Já Amy Adams surge como Julie Powell em uma
trama paralela passada em meados dos anos 2000, cujo elo com a Julia de décadas
atrás é seu famoso livro de receitas. A moça está prestes a completar trinta
anos, mas está frustrada com a vida que leva e busca um objetivo diferenciado
para seguir pelos próximos meses. Ajudando em um grupo de apoio aos
necessitados após perder seu emprego em uma editora, ela recebe incentivo do
marido Eric (Chris Messina) para investir no ramo culinário. Assim surge a
idéia de fazer um blog. Ela prepararia as mais de 500 receitas do livro de
Julia, sua inspiração, no prazo máximo de um ano e colocaria na internet todas
as suas considerações e impressões. O problema é que seu empenho em cumprir o
desafio que impôs a si mesma acaba diminuindo seu tempo para o marido e demais
atividades, o que gera certo distanciamento do casal. Este trecho contemporâneo
não parece ser tão interessante a primeira vista, mas no futuro pode funcionar
como um registro do início do século 21, período marcado pelo individualismo
ou, na melhor das hipóteses, pela comunicação à distância, o mundo virtual se
apossando da realidade, fato que é evidenciado pelo descontentamento de Eric em
relação ao novo comportamento da esposa. É curioso que inicialmente ou tal blog
praticamente não era acessado, mas pouco a pouco caiu no gosto popular a tal ponto
que Julie conseguiu realizar seu grande sonho: escrever um livro.
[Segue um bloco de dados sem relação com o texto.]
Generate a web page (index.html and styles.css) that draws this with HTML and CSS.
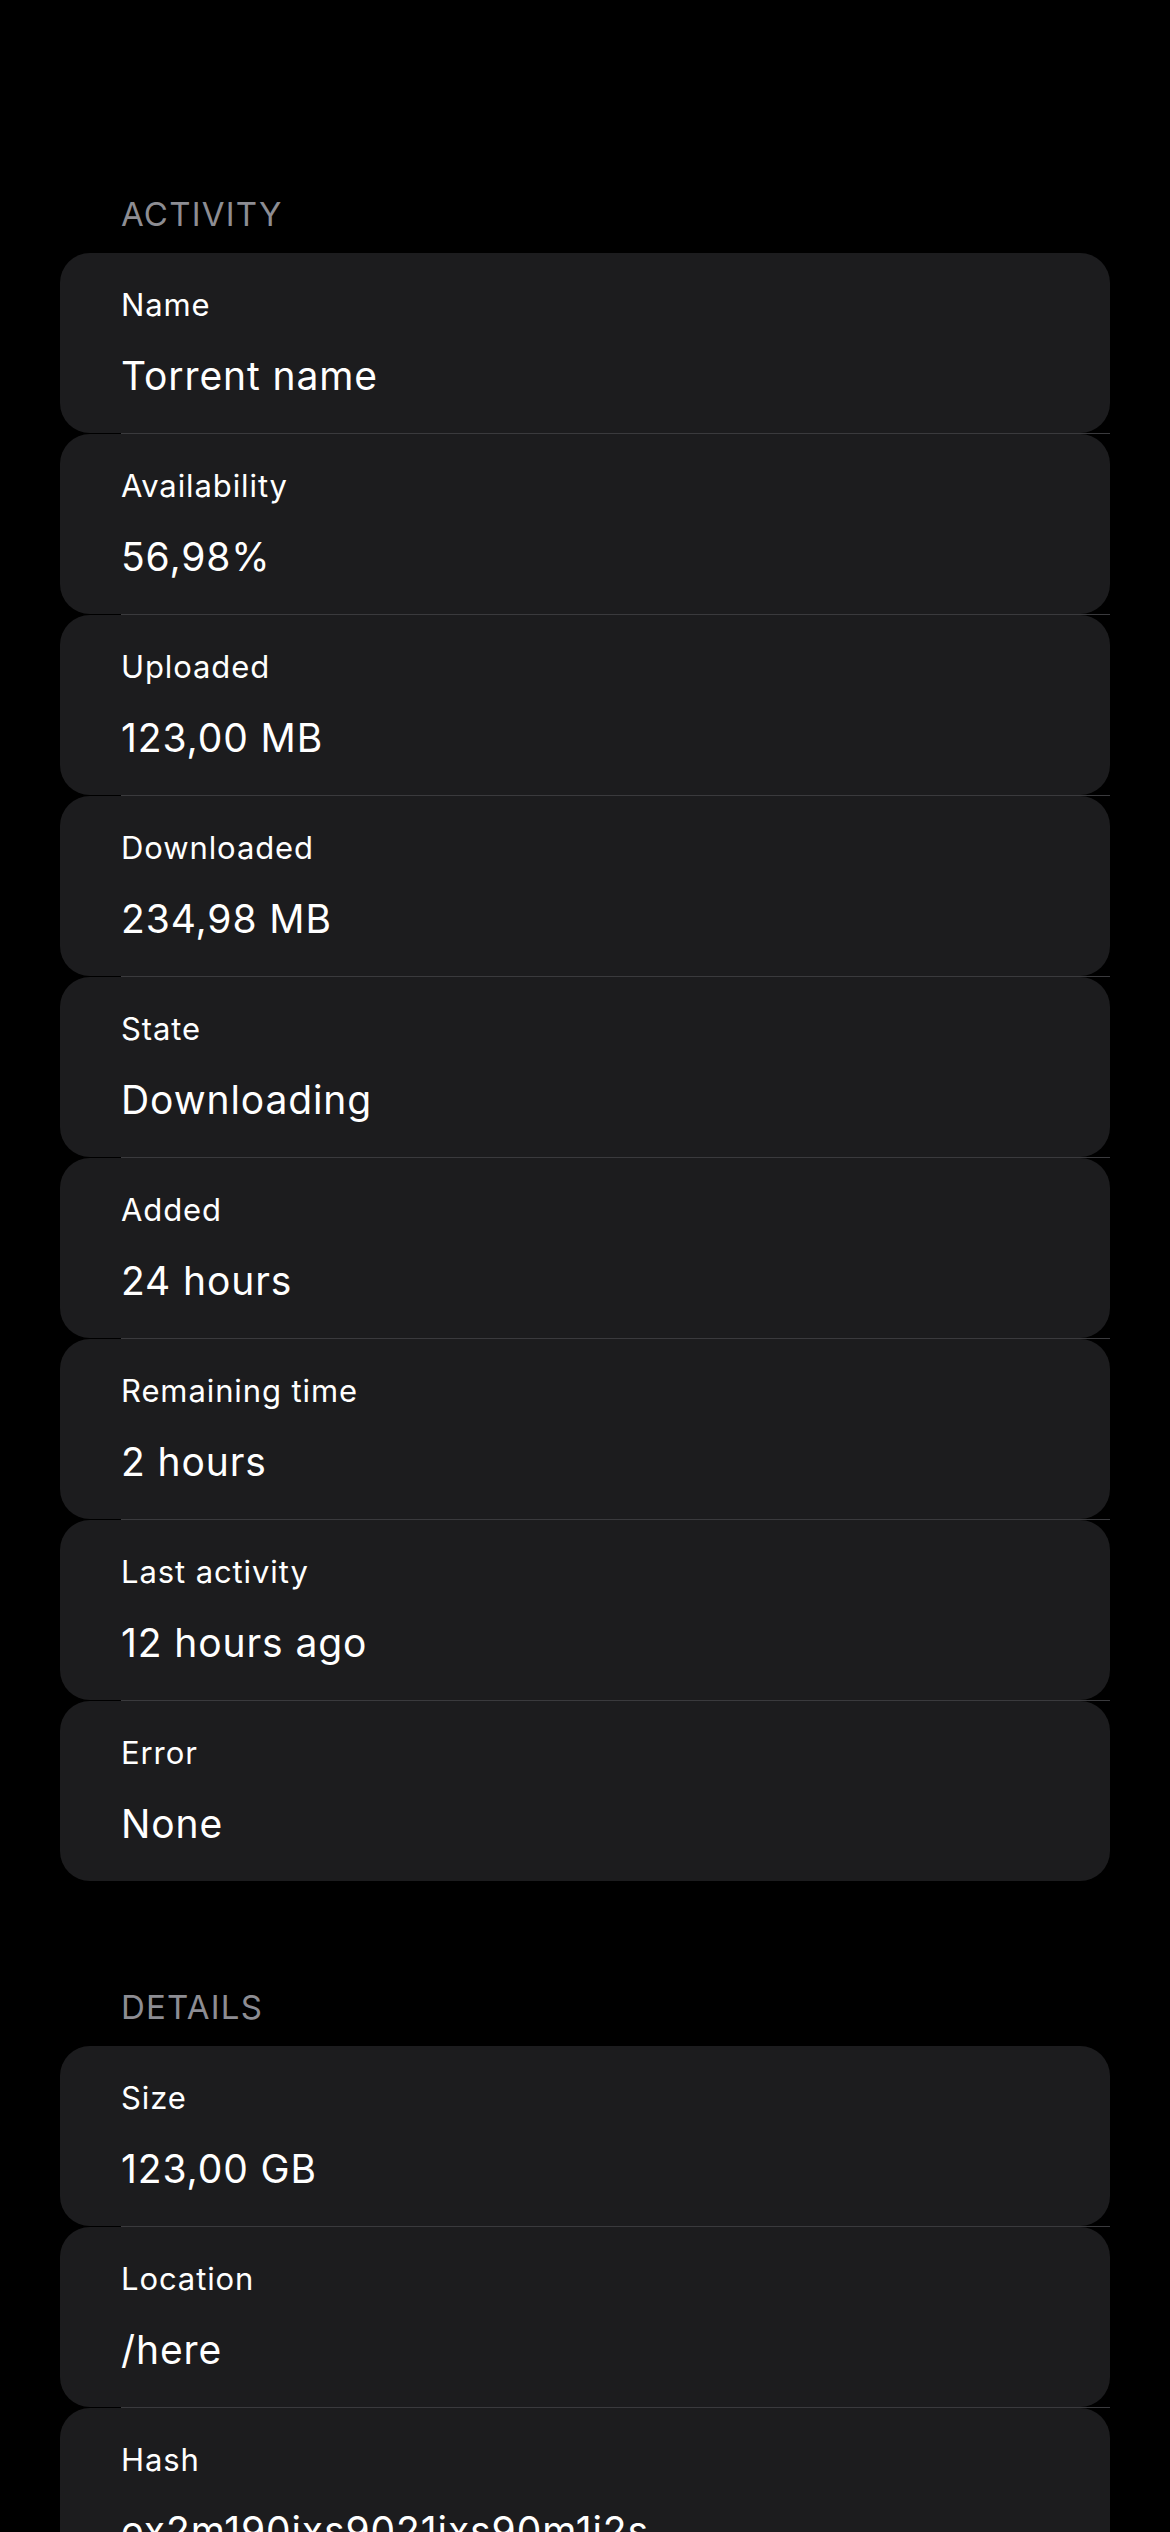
FILE: index.html
```html
<!DOCTYPE html>
<html lang="en">
<head>
<meta charset="utf-8">
<title>Torrent details</title>
<link rel="stylesheet" href="styles.css">
</head>
<body>
<main class="page">
  <section class="section">
    <h2 class="section-title">ACTIVITY</h2>
    <div class="list">
      <div class="cell"><div class="card"><span class="label">Name</span><span class="value">Torrent name</span></div></div>
      <div class="cell"><div class="card"><span class="label">Availability</span><span class="value">56,98%</span></div></div>
      <div class="cell"><div class="card"><span class="label">Uploaded</span><span class="value">123,00 MB</span></div></div>
      <div class="cell"><div class="card"><span class="label">Downloaded</span><span class="value">234,98 MB</span></div></div>
      <div class="cell"><div class="card"><span class="label">State</span><span class="value">Downloading</span></div></div>
      <div class="cell"><div class="card"><span class="label">Added</span><span class="value">24 hours</span></div></div>
      <div class="cell"><div class="card"><span class="label">Remaining time</span><span class="value">2 hours</span></div></div>
      <div class="cell"><div class="card"><span class="label">Last activity</span><span class="value">12 hours ago</span></div></div>
      <div class="cell"><div class="card"><span class="label">Error</span><span class="value">None</span></div></div>
    </div>
  </section>
  <section class="section">
    <h2 class="section-title">DETAILS</h2>
    <div class="list">
      <div class="cell"><div class="card"><span class="label">Size</span><span class="value">123,00 GB</span></div></div>
      <div class="cell"><div class="card"><span class="label">Location</span><span class="value">/here</span></div></div>
      <div class="cell"><div class="card"><span class="label">Hash</span><span class="value">ex2m190ixs9021ixs90m1i2s</span></div></div>
    </div>
  </section>
</main>
</body>
</html>
```
FILE: styles.css
```css
html, body {
  margin: 0;
  padding: 0;
  background: #000;
}

body {
  font-family: Inter, "Noto Sans", "Liberation Sans", sans-serif;
  color: #fff;
}

.page {
  padding: 194px 60px 0;
  display: flex;
  flex-direction: column;
  gap: 106px;
}

.section-title {
  margin: 0 0 19px;
  padding-left: 61px;
  font-size: 33px;
  line-height: 40px;
  font-weight: 400;
  letter-spacing: 1.2px;
  color: #8d8d93;
}

.list {
  display: flex;
  flex-direction: column;
}

.cell:not(:last-child)::after {
  content: "";
  display: block;
  height: 1px;
  margin-left: 61px;
  background: #3a3a3d;
}

.card {
  box-sizing: border-box;
  height: 180px;
  padding: 33px 30px 0 61px;
  background: #1c1c1e;
  border-radius: 30px;
  display: flex;
  flex-direction: column;
  gap: 29px;
}

.label {
  font-size: 31px;
  line-height: 38px;
  letter-spacing: 0.9px;
  white-space: nowrap;
}

.value {
  font-size: 39px;
  line-height: 46px;
  letter-spacing: 0.9px;
  white-space: nowrap;
}
```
Praticamente
todo o conteúdo que publicou on line recebeu uma revisão para se adequar às
páginas impressas da publicação que leva o mesmo título do filme e que foi
lançada em 2005. Sendo assim, estas duas histórias que se alternam ao longo do
filme e que tem como fio condutor o apreço pela culinária não foram criadas
especialmente para dar um tom poético à obra, mas é fruto de uma curiosa
combinação de dois livros distintos que formaram um conjunto agradável e
eficiente mostrando paralelamente como duas personalidades tão distintas se
completam de alguma forma, ainda que vivendo em épocas opostas. A parte da
famosa Julia foi inspirada no livro de memórias “Minha Vida na França”, escrito
por ela mesma em parceria com Alex Prud’homme.
A receita desta mistura de drama e comédia é
bem convencional e segue o clichê da pessoa que assume um desafio como forma de
superar tristezas e suprir necessidades, o viés comumente utilizado em
produções cujo pano de fundo é o mundo esportivo. A mudança de ambiente
colabora para disfarçar a repetição de tema, assim como o excepcional trabalho
de edição que consegue criar verdadeiras rimas visuais com a intercalação das
duas tramas. Meryl e Amy não chegam a dividir cenas, mas percebe-se um cuidado
especial na seleção de cenas e suas respectivas inserções de forma a criar
paralelos entre as emoções e situações pelas quais as duas protagonistas
passam, sejam positivas ou negativas. São pequenos detalhes e momentos de
alegria ou tristeza que tratam de criar sintonia entre as duas épocas
retratadas. Todavia, o roteiro da também diretora Nora Ephron, especialista em
filmes bobinhos e previsíveis, mas ao mesmo tempo irresistíveis, parece ser
todo apoiado na parte de Julia. Provavelmente não foi intencional. Como já
dito, a época em que ela viveu permite criar e explorar mais aspectos do que a
contemporaneidade de Julie. A impressionante interpretação de Meryl também
colabora e muito. Equilibrando-se em saltos bem altos para alcançar a
inacreditável altura da homenageada, ela capricha na entonação das falas,
esboça certo sotaque e capricha nos gestos e expressões. Para quem nunca ouviu
falar da cozinheira, a personagem pode até parecer caricata e exagerada, mas
segundo registros ela realmente era uma figura excêntrica, cheia de trejeitos e
com uma voz muito característica. Muitos apontam que a longa duração é um dos
problemas desta produção. De fato uns vinte ou trinta minutos a menos seriam
benéficos, mas vale elogiar Nora pela ousadia em experimentar uma narrativa
entrecortada, algo diferenciado em seu adocicado currículo. As tramas vistas
separadamente poderiam resultar em algo minguado, mas juntas se completam e
crescem. Julie e Julia em suma é delicioso, literalmente, mas ao que
tudo indica deve envelhecer de forma desmerecida e perder a data de validade em
breve, tornando-se uma obra que provavelmente só será lembrada por mais uma
interpretação vigorosa de Meryl, assim como tantos outros filmes da filmografia
da atriz. De qualquer forma, a massa e o recheio desta produção são fartos e de
bom gosto, mas faz falta uma cobertura caprichada para torná-la excepcional.